Uma tradição antiga é atribuída ao califa Ali e foi citada por Tariq Ali em seu livro Confronto de Fundamentalismos: “O poderoso Alá criou o desejo sexual em dez partes: depois deu nove partes às mulheres e uma aos homens”. (ALI, 2002, P. 93). Com tantos desejos a sua disposição, a mulher no inicio da religião Islâmica, foi retratada como inadequada e perigosa. Segundo essa tradição, a distribuição dos desejos entre o masculino e o feminino permitiria tal poder as mulheres que se apenas uma entre elas desejasse fazer uso poderia abalar os alicerces do novo estado-religioso que estava surgindo. A capacidade de ser desejante foi identificada como um risco cultural, o “risco-mulher”. Para manter esse risco sob condições seguras – o desejo feminino desagregador – o Alcorão vai impor regras rígidas, estatutos punitivos e controle politico, público e privado que não permitirão instabilidade e caos.
Os homens têm autoridade sobre as mulheres porque Alá fez um superior ao outro, e porque eles gastam sua riqueza para mantê-las. As boas mulheres são obedientes. Elas guardam suas partes não-vistas porque Alá as guardou. Quanto aos de vocês que temem a desobediência, abandonem-nas em camas separadas e as espanquem. Então, se elas obedecerem, não façam mais nada contra elas. Certamente Alá é onisciente e sábio. (4.34)
Risco Mulher
Disfarçado de medo, o que assusta mesmo os homens é a sua fragilidade. Sem saber o que fazer diante do que considera inadequado no corpo feminino, é a fragilidade que vai convocar a divindade para providenciar a solução do seu problema e essa solução não e nem original e nem criativa. A interdição do desejo feminino tem como trabalho principal impedir que a potência dos seus corpos, uma das únicas formas de desconstrução da fantasia masculina, ajude a enfrentar o medo de uma sociedade poliândrica. Se a mulher puder exercer papel fundamental no comércio, logo ela fará isso na política, em outras áreas da vida e da cultura e finalmente no sexo. É assim que se articula o não-saber masculino em relação as mulheres. A divindade serve dar causa as fragilidades do homem, mas também é usada para decretar que a mulher só pode ser ousada na cama de um homem, não na sociedade. Isso não ficou sem protesto por parte de Aisha, primeira esposa do profeta, que afirmou: “Na verdade, vosso senhor se apressa a realizar vosso prazeres” ( ALI, 2002, P. 90).

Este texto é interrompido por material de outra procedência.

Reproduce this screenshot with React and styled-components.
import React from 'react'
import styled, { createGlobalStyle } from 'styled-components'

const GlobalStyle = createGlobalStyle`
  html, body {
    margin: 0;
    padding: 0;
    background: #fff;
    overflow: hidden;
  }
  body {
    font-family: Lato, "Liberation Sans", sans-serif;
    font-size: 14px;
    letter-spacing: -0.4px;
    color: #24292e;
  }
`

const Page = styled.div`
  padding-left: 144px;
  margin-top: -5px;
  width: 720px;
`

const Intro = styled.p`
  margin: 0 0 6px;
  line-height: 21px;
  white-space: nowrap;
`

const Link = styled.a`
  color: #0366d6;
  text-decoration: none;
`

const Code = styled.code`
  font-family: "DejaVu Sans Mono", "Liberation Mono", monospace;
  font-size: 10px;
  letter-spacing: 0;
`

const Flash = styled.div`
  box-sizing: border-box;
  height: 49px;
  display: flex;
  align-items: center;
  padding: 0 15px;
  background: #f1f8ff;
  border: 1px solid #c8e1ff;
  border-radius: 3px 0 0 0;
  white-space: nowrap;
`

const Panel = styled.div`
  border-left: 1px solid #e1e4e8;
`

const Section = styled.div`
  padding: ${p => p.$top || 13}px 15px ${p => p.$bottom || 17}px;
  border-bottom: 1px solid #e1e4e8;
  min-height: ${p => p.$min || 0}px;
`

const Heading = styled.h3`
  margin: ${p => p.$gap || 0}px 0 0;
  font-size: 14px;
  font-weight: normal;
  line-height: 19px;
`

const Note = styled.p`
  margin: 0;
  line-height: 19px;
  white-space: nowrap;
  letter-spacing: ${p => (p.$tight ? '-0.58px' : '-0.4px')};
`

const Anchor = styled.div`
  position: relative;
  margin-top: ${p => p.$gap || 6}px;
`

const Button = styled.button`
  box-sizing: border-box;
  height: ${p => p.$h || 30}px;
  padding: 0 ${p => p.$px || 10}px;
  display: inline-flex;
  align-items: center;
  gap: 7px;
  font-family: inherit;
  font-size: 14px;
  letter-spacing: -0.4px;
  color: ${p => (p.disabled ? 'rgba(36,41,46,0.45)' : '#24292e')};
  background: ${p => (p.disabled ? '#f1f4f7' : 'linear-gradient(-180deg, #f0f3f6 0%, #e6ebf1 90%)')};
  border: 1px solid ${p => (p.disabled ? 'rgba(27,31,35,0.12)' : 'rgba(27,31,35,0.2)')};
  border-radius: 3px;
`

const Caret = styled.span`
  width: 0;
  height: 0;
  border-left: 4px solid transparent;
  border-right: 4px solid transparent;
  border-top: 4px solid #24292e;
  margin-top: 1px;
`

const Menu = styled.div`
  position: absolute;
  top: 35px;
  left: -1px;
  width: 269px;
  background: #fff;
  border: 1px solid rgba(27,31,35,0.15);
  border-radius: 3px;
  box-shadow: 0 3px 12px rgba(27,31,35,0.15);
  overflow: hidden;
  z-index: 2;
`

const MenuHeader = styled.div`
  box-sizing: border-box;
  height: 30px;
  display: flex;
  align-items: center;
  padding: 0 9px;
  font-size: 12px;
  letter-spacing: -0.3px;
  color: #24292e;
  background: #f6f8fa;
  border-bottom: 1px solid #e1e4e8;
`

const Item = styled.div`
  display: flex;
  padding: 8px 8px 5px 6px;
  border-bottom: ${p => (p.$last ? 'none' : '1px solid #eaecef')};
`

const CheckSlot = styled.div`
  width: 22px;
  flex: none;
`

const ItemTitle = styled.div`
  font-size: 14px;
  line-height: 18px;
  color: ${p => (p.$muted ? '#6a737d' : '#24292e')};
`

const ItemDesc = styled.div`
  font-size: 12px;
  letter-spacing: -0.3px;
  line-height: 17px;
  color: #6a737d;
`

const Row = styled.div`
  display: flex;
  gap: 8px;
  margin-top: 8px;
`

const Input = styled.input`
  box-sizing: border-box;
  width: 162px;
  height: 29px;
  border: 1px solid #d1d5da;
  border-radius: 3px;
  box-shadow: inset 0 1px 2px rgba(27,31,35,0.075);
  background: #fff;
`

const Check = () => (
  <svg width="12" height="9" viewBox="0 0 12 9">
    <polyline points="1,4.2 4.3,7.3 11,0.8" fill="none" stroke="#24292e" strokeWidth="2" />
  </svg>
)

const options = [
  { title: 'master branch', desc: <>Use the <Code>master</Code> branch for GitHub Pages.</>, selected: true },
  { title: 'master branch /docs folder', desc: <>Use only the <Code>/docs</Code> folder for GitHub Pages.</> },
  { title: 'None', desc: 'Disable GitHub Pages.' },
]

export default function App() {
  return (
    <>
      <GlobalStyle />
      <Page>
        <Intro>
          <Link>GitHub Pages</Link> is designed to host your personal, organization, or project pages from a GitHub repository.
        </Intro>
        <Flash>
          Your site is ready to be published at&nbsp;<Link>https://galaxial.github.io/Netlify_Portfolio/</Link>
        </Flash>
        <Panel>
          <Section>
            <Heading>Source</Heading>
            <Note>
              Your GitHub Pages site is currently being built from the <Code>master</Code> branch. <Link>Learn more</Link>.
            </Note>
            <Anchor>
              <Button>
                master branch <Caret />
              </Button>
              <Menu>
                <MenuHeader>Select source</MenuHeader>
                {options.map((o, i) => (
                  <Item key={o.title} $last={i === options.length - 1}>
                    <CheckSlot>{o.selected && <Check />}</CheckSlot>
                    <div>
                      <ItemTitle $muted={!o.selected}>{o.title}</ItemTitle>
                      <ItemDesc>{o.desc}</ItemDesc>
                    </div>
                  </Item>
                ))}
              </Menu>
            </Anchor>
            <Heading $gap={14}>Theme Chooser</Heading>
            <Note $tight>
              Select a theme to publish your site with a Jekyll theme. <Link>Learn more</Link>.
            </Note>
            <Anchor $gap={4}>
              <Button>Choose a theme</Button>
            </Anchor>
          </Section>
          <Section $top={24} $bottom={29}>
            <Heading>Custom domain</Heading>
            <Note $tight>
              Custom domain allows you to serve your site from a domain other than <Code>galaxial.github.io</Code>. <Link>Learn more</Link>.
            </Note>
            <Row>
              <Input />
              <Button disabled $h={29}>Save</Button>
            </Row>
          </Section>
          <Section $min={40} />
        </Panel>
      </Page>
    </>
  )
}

A fragilidade por determinação, ordem ou por um imperativo se transforma na ideia de proteção à virtude feminina. A mulher é um cálice frágil que precisar ser guardado e cuidado. É um recipiente valioso que tem como principal função abrigar a vida e depois entrega-la aos proprietários. Assim, de forma velada, o verdadeiro objeto dessa vigilância cuidadosa é interditado. Um homem amedrontado pela potência do desejo da mulher necessita dessa certeza, mesmo que reconhecer sua fragilidade seja sua única salvação.

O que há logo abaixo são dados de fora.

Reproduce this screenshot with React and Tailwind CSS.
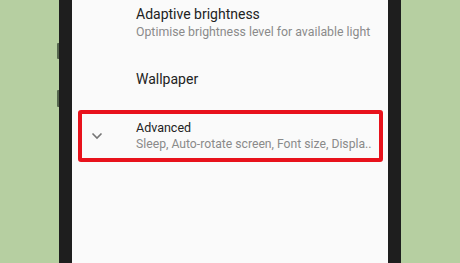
import React from 'react';

const Chevron = () => (
    <svg width="12" height="8" viewBox="0 0 12 8" fill="none" className="text-[#757575]">
        <path d="M1.5 1.5 L6 6 L10.5 1.5" stroke="currentColor" strokeWidth="1.6" />
    </svg>
);

const App = () => {
    return (
        <div className="flex w-[460px] h-[263px] overflow-hidden bg-[#b6cfa1] font-['Roboto',sans-serif]">
            {/* левая сторона с кнопками */}
            <div className="flex flex-col items-end w-[59px] shrink-0">
                <div className="w-[2px] h-[16px] mt-[43px] bg-[#56664f] rounded-l-[1px]"></div>
                <div className="w-[2px] h-[17px] mt-[31px] bg-[#56664f] rounded-l-[1px]"></div>
            </div>

            {/* телефон */}
            <div className="flex w-[342px] shrink-0 bg-[#1e1e1e] px-[13px]">
                <div className="flex flex-col w-full bg-[#fafafa]">
                    <div className="pl-[64px] pt-[6px]">
                        <p className="text-[14px] leading-[17px] text-[#222]">Adaptive brightness</p>
                        <p className="text-[12.3px] leading-[16px] mt-[1px] text-[#8a8a8a]">
                            Optimise brightness level for available light
                        </p>
                    </div>

                    <div className="pl-[64px] mt-[31px]">
                        <p className="text-[14px] leading-[17px] text-[#222]">Wallpaper</p>
                    </div>

                    <div className="flex items-center h-[52px] mt-[22px] ml-[6px] mr-[5px] border-[4px] border-[#e8121c] rounded-[3px]">
                        <div className="w-[54px] shrink-0 pl-[9px] flex">
                            <Chevron />
                        </div>
                        <div className="flex flex-col">
                            <p className="text-[12.5px] leading-[16px] text-[#222]">Advanced</p>
                            <p className="text-[12.2px] leading-[16px] text-[#8a8a8a] whitespace-nowrap">
                                Sleep, Auto-rotate screen, Font size, Displa..
                            </p>
                        </div>
                    </div>
                </div>
            </div>

            <div className="flex-1"></div>
        </div>
    );
};

export default App;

O medo do “risco-mulher” faz com que a estrutura masculina tente controlar a atividade sexual da mulher no primórdios do surgimento da região do profeta, determinando, principalmente, qual seria o espaço para a relação sexual. Na verdade o que se está tentando proteger não é a virtude da mulher, mas sim a fragilidade masculina, que velada, não pode circular na realidade objetiva, sob pena, para os homens, de um risco muito grande de perde o controle sobre a sociedade. Por esse motivo a mulher, antes uma guerreira respeitada no Islã é colocada sob tutelada e vigiada cuidadosamente, e a ela foi imposta condições morais, éticas e humanitárias para criar um espaço menos perigoso. O manejo apropriado desse espaço de afetos não permite que o desejo feminino circulação e ao mesmo tempo protege e mantem intacta a fragilidade masculina, ancorando-a em um suposto “risco-mulher”. O homem então poderia reclamar seu direito à propriedade de esposas e filhos.
A mulher, falada como cálice precioso, deve ser cuidada e protegida, mais protegida ainda quando tem o poder de gerar vida. Mas sua verdadeira função é ser apenas recipiente, um depositário para procriação masculina. Mesmo o exemplo das primeira mulheres do Islã como Aisha não consegue fazer emergir a fragilidade masculina no imaginário cultural como alternativa a agressividade. Silenciadas pela força do patriarcado que faz parecer ser importante o que é vital, ao mesmo tempo que decreta o Cali-Se a toda mulher.